- SOURCE MATERIAL:
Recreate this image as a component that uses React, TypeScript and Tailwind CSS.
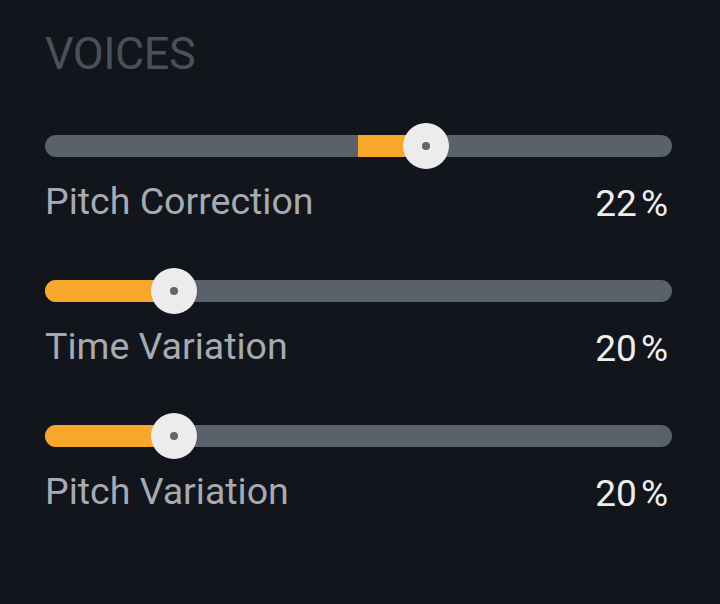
import React from "react";

type Voice = {
  label: string;
  value: string;
  thumb: number; // thumb centre, px from track start
  from: number; // fill start, px from track start
};

const voices: Voice[] = [
  { label: "Pitch Correction", value: "22", thumb: 381, from: 313 },
  { label: "Time Variation", value: "20", thumb: 129, from: 0 },
  { label: "Pitch Variation", value: "20", thumb: 129, from: 0 },
];

function VoiceSlider({ v }: { v: Voice }) {
  const left = Math.min(v.from, v.thumb);
  const width = Math.abs(v.thumb - v.from);
  const roundedStart = v.from === 0;
  return (
    <div className="flex flex-col">
      <div className="relative h-[22px] w-[627px] rounded-full bg-[#59616a]">
        <div
          className={`absolute top-0 h-[22px] bg-[#f7a72b] ${roundedStart ? "rounded-l-full" : ""}`}
          style={{ left, width }}
        />
        <div
          className="absolute top-1/2 flex h-[46px] w-[46px] -translate-x-1/2 -translate-y-1/2 items-center justify-center rounded-full bg-[#ececec]"
          style={{ left: v.thumb }}
        >
          <div className="h-[8px] w-[8px] rounded-full bg-[#5f666e]" />
        </div>
      </div>
      <div className="mt-[24px] flex items-baseline justify-between pr-[4px]">
        <span className="text-[37.5px] leading-[40px] text-[#a6aab2]">{v.label}</span>
        <span className="relative top-[2px] text-[37px] leading-[40px] text-[#eeeeee]">
          {v.value}
          <span className="ml-[4px]">%</span>
        </span>
      </div>
    </div>
  );
}

export default function App() {
  return (
    <div
      className="h-[604px] w-[720px] overflow-hidden bg-[#12151b] pl-[45px] pt-[28px]"
      style={{ fontFamily: "Roboto, 'Noto Sans', sans-serif" }}
    >
      <div className="text-[45px] leading-[52px] tracking-[-0.5px] text-[#4a5058]">VOICES</div>
      <div className="mt-[55px] flex w-[627px] flex-col gap-[58px]">
        {voices.map((v) => (
          <VoiceSlider key={v.label} v={v} />
        ))}
      </div>
    </div>
  );
}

- STATED PROBLEM:
Repeat the data exactly, dropping every picture it holds.

- PROBLEM SOLUTION:
Recreate this image as a component that uses React, TypeScript and Tailwind CSS.
import React from "react";

type Voice = {
  label: string;
  value: string;
  thumb: number; // thumb centre, px from track start
  from: number; // fill start, px from track start
};

const voices: Voice[] = [
  { label: "Pitch Correction", value: "22", thumb: 381, from: 313 },
  { label: "Time Variation", value: "20", thumb: 129, from: 0 },
  { label: "Pitch Variation", value: "20", thumb: 129, from: 0 },
];

function VoiceSlider({ v }: { v: Voice }) {
  const left = Math.min(v.from, v.thumb);
  const width = Math.abs(v.thumb - v.from);
  const roundedStart = v.from === 0;
  return (
    <div className="flex flex-col">
      <div className="relative h-[22px] w-[627px] rounded-full bg-[#59616a]">
        <div
          className={`absolute top-0 h-[22px] bg-[#f7a72b] ${roundedStart ? "rounded-l-full" : ""}`}
          style={{ left, width }}
        />
        <div
          className="absolute top-1/2 flex h-[46px] w-[46px] -translate-x-1/2 -translate-y-1/2 items-center justify-center rounded-full bg-[#ececec]"
          style={{ left: v.thumb }}
        >
          <div className="h-[8px] w-[8px] rounded-full bg-[#5f666e]" />
        </div>
      </div>
      <div className="mt-[24px] flex items-baseline justify-between pr-[4px]">
        <span className="text-[37.5px] leading-[40px] text-[#a6aab2]">{v.label}</span>
        <span className="relative top-[2px] text-[37px] leading-[40px] text-[#eeeeee]">
          {v.value}
          <span className="ml-[4px]">%</span>
        </span>
      </div>
    </div>
  );
}

export default function App() {
  return (
    <div
      className="h-[604px] w-[720px] overflow-hidden bg-[#12151b] pl-[45px] pt-[28px]"
      style={{ fontFamily: "Roboto, 'Noto Sans', sans-serif" }}
    >
      <div className="text-[45px] leading-[52px] tracking-[-0.5px] text-[#4a5058]">VOICES</div>
      <div className="mt-[55px] flex w-[627px] flex-col gap-[58px]">
        {voices.map((v) => (
          <VoiceSlider key={v.label} v={v} />
        ))}
      </div>
    </div>
  );
}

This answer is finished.